Burrata, caramelised peach and proscuitto salad
Think mozzarella can't be improved? Try this simple summer salad with it's even-more-delicious cousin, caramelised peaches, mint, prosciutto and a refreshing honey-lemon dressing. If you haven't tried burrata before, here's the place to start!
- 1 1/2 tbsp lemon juice
- 3 tbsp extra virgin olive oil
- 1/2 tbsp honey
- 2 ripe white peaches
- 400g rocket leaves, washed
- 1/2 red chilli, finely chopped
- 4 sprigs mint, leaves only
- 6 slices proscuitto
- 400g fresh burrata
- Sea salt and freshly ground pepper
1. Make the dressing by putting the lemon juice, olive oil and honey into a jam jar and shaking vigourously until emulsified.
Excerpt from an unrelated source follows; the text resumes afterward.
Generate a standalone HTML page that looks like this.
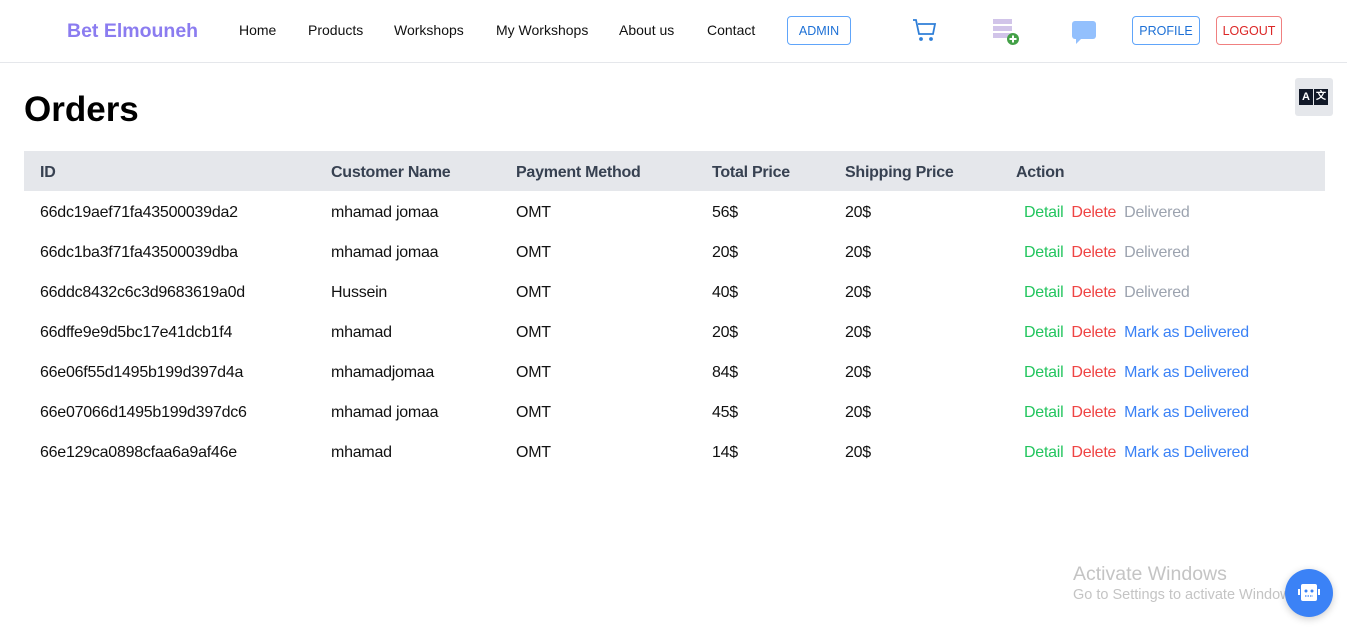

Lightly dress the rocket leaves.2. Peel (optional) and remove the stones from the peaches then slice into segments. Brush with a little oil and lightly fry for a few minutes until caramelised.3. Add a small bed of dressed salad leaves to each plate, tear over the proscuitto, add the peach slices and scatter over a little chopped chilli and mint.4. Finally, tear 1/4 of the burrata on to each plate and drizzle over a little more dressing. Season lightly.